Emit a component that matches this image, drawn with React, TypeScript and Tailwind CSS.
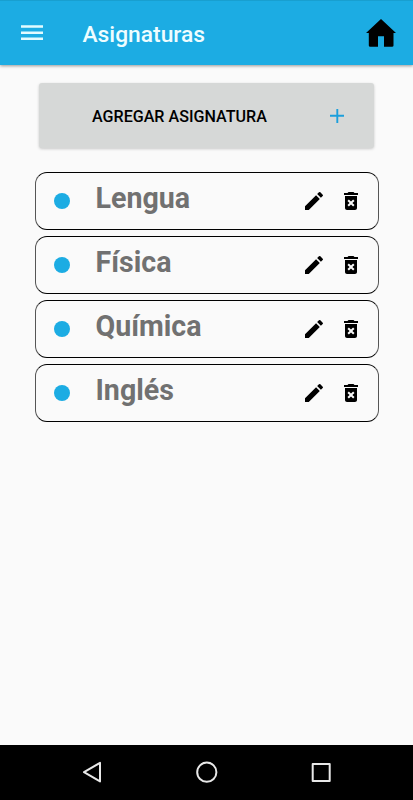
interface IconProps {
  className?: string;
}

const MenuIcon = ({ className }: IconProps) => (
  <svg viewBox="0 0 22 16" className={className} fill="currentColor">
    <path d="M0 0.2h22v2.6H0zM0 6.4h22V9H0zM0 12.5h22v2.6H0z" />
  </svg>
);

const HomeIcon = ({ className }: IconProps) => (
  <svg viewBox="0 0 30 28" className={className} fill="currentColor">
    <path d="M15 0L30 14H27.5V26.4Q27.5 27.8 26 27.8H18V17.2H12V27.8H4.3Q2.8 27.8 2.8 26.4V14H0z" />
  </svg>
);

const PlusIcon = ({ className }: IconProps) => (
  <svg viewBox="0 0 14 14" className={className} fill="none" stroke="currentColor" strokeWidth="1.9">
    <path d="M7.3 0v14M0 6.8h14" />
  </svg>
);

const EditIcon = ({ className }: IconProps) => (
  <svg viewBox="0 0 24 24" className={className} fill="currentColor">
    <path d="M3 17.25V21h3.75L17.81 9.94l-3.75-3.75L3 17.25zM20.71 7.04a1 1 0 0 0 0-1.41l-2.34-2.34a1 1 0 0 0-1.41 0l-1.83 1.83 3.75 3.75 1.83-1.83z" />
  </svg>
);

const DeleteIcon = ({ className }: IconProps) => (
  <svg viewBox="0 0 24 24" className={className} fill="currentColor">
    <path d="M6 19c0 1.1.9 2 2 2h8c1.1 0 2-.9 2-2V7H6v12zm2.46-7.12l1.41-1.41L12 12.59l2.12-2.12 1.41 1.41L13.41 14l2.12 2.12-1.41 1.41L12 15.41l-2.12 2.12-1.41-1.41L10.59 14l-2.13-2.12zM15.5 4l-1-1h-5l-1 1H5v2h14V4z" />
  </svg>
);

const subjects = ["Lengua", "Física", "Química", "Inglés"];

const Header = () => (
  <header className="relative flex h-[65px] shrink-0 items-center border-t border-[#189fd0] bg-[#1cace3] pl-[21px] pr-[17px] shadow-[0_1px_3px_rgba(0,0,0,0.4)]">
    <button aria-label="Menú" className="text-[#e2fbff]">
      <MenuIcon className="h-4 w-[22px]" />
    </button>
    <h1 className="ml-[39.5px] mt-1 flex-1 text-[22.8px] font-medium leading-7 text-[#eefdff]">Asignaturas</h1>
    <button aria-label="Inicio" className="text-black">
      <HomeIcon className="h-7 w-[30px]" />
    </button>
  </header>
);

const SubjectRow = ({ name }: { name: string }) => (
  <li className="flex h-[58px] items-center rounded-[12px] border border-x-[#555] border-y-black pl-[18px] pr-[15px]">
    <span className="size-4 shrink-0 rounded-full bg-[#1cace3]" />
    <span className="mb-1.5 ml-[25.5px] flex-1 text-[28.6px] font-bold leading-8 text-[#717171]">{name}</span>
    <button aria-label="Editar" className="mb-px">
      <EditIcon className="size-6" />
    </button>
    <button aria-label="Eliminar" className="mb-px ml-[13px]">
      <DeleteIcon className="size-6" />
    </button>
  </li>
);

const SystemBar = () => (
  <footer className="flex h-[55px] shrink-0 items-center justify-between bg-black px-[82px] pb-px text-[#e8e8e8]">
    <svg viewBox="0 0 20 22" className="h-[22px] w-5" fill="none" stroke="currentColor" strokeWidth="2" strokeLinejoin="round">
      <path d="M18 1.8v18.6L2 11.1z" />
    </svg>
    <svg viewBox="0 0 22 22" className="size-[22px]" fill="none" stroke="currentColor" strokeWidth="2">
      <circle cx="10.8" cy="11.2" r="9.6" />
    </svg>
    <svg viewBox="0 0 20 20" className="size-5" fill="none" stroke="currentColor" strokeWidth="2" strokeLinejoin="round">
      <path d="M1.7 1.9h17v17h-17z" />
    </svg>
  </footer>
);

const App = () => {
  return (
    <div className="flex h-[800px] w-[413px] flex-col bg-[#fafafa] font-[Roboto,sans-serif]">
      <Header />
      <main className="flex-1 pl-[35px] pr-[34px] pt-[18px]">
        <button className="ml-1 flex h-[65px] w-[335px] items-center rounded-[3px] bg-[#d6d8d7] pl-[53px] pr-[30px] shadow-[0_1px_3px_rgba(0,0,0,0.2)]">
          <span className="mt-[3px] flex-1 text-left text-[16.1px] font-medium leading-6 text-black">AGREGAR ASIGNATURA</span>
          <PlusIcon className="size-3.5 text-[#1c9fdc]" />
        </button>
        <ul className="mt-6 flex flex-col gap-1.5">
          {subjects.map((name) => (
            <SubjectRow key={name} name={name} />
          ))}
        </ul>
      </main>
      <SystemBar />
    </div>
  );
};

export default App;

****************************************

Go through the material above and print all of it exactly, except the pictures.

Emit a component that matches this image, drawn with React, TypeScript and Tailwind CSS.
interface IconProps {
  className?: string;
}

const MenuIcon = ({ className }: IconProps) => (
  <svg viewBox="0 0 22 16" className={className} fill="currentColor">
    <path d="M0 0.2h22v2.6H0zM0 6.4h22V9H0zM0 12.5h22v2.6H0z" />
  </svg>
);

const HomeIcon = ({ className }: IconProps) => (
  <svg viewBox="0 0 30 28" className={className} fill="currentColor">
    <path d="M15 0L30 14H27.5V26.4Q27.5 27.8 26 27.8H18V17.2H12V27.8H4.3Q2.8 27.8 2.8 26.4V14H0z" />
  </svg>
);

const PlusIcon = ({ className }: IconProps) => (
  <svg viewBox="0 0 14 14" className={className} fill="none" stroke="currentColor" strokeWidth="1.9">
    <path d="M7.3 0v14M0 6.8h14" />
  </svg>
);

const EditIcon = ({ className }: IconProps) => (
  <svg viewBox="0 0 24 24" className={className} fill="currentColor">
    <path d="M3 17.25V21h3.75L17.81 9.94l-3.75-3.75L3 17.25zM20.71 7.04a1 1 0 0 0 0-1.41l-2.34-2.34a1 1 0 0 0-1.41 0l-1.83 1.83 3.75 3.75 1.83-1.83z" />
  </svg>
);

const DeleteIcon = ({ className }: IconProps) => (
  <svg viewBox="0 0 24 24" className={className} fill="currentColor">
    <path d="M6 19c0 1.1.9 2 2 2h8c1.1 0 2-.9 2-2V7H6v12zm2.46-7.12l1.41-1.41L12 12.59l2.12-2.12 1.41 1.41L13.41 14l2.12 2.12-1.41 1.41L12 15.41l-2.12 2.12-1.41-1.41L10.59 14l-2.13-2.12zM15.5 4l-1-1h-5l-1 1H5v2h14V4z" />
  </svg>
);

const subjects = ["Lengua", "Física", "Química", "Inglés"];

const Header = () => (
  <header className="relative flex h-[65px] shrink-0 items-center border-t border-[#189fd0] bg-[#1cace3] pl-[21px] pr-[17px] shadow-[0_1px_3px_rgba(0,0,0,0.4)]">
    <button aria-label="Menú" className="text-[#e2fbff]">
      <MenuIcon className="h-4 w-[22px]" />
    </button>
    <h1 className="ml-[39.5px] mt-1 flex-1 text-[22.8px] font-medium leading-7 text-[#eefdff]">Asignaturas</h1>
    <button aria-label="Inicio" className="text-black">
      <HomeIcon className="h-7 w-[30px]" />
    </button>
  </header>
);

const SubjectRow = ({ name }: { name: string }) => (
  <li className="flex h-[58px] items-center rounded-[12px] border border-x-[#555] border-y-black pl-[18px] pr-[15px]">
    <span className="size-4 shrink-0 rounded-full bg-[#1cace3]" />
    <span className="mb-1.5 ml-[25.5px] flex-1 text-[28.6px] font-bold leading-8 text-[#717171]">{name}</span>
    <button aria-label="Editar" className="mb-px">
      <EditIcon className="size-6" />
    </button>
    <button aria-label="Eliminar" className="mb-px ml-[13px]">
      <DeleteIcon className="size-6" />
    </button>
  </li>
);

const SystemBar = () => (
  <footer className="flex h-[55px] shrink-0 items-center justify-between bg-black px-[82px] pb-px text-[#e8e8e8]">
    <svg viewBox="0 0 20 22" className="h-[22px] w-5" fill="none" stroke="currentColor" strokeWidth="2" strokeLinejoin="round">
      <path d="M18 1.8v18.6L2 11.1z" />
    </svg>
    <svg viewBox="0 0 22 22" className="size-[22px]" fill="none" stroke="currentColor" strokeWidth="2">
      <circle cx="10.8" cy="11.2" r="9.6" />
    </svg>
    <svg viewBox="0 0 20 20" className="size-5" fill="none" stroke="currentColor" strokeWidth="2" strokeLinejoin="round">
      <path d="M1.7 1.9h17v17h-17z" />
    </svg>
  </footer>
);

const App = () => {
  return (
    <div className="flex h-[800px] w-[413px] flex-col bg-[#fafafa] font-[Roboto,sans-serif]">
      <Header />
      <main className="flex-1 pl-[35px] pr-[34px] pt-[18px]">
        <button className="ml-1 flex h-[65px] w-[335px] items-center rounded-[3px] bg-[#d6d8d7] pl-[53px] pr-[30px] shadow-[0_1px_3px_rgba(0,0,0,0.2)]">
          <span className="mt-[3px] flex-1 text-left text-[16.1px] font-medium leading-6 text-black">AGREGAR ASIGNATURA</span>
          <PlusIcon className="size-3.5 text-[#1c9fdc]" />
        </button>
        <ul className="mt-6 flex flex-col gap-1.5">
          {subjects.map((name) => (
            <SubjectRow key={name} name={name} />
          ))}
        </ul>
      </main>
      <SystemBar />
    </div>
  );
};

export default App;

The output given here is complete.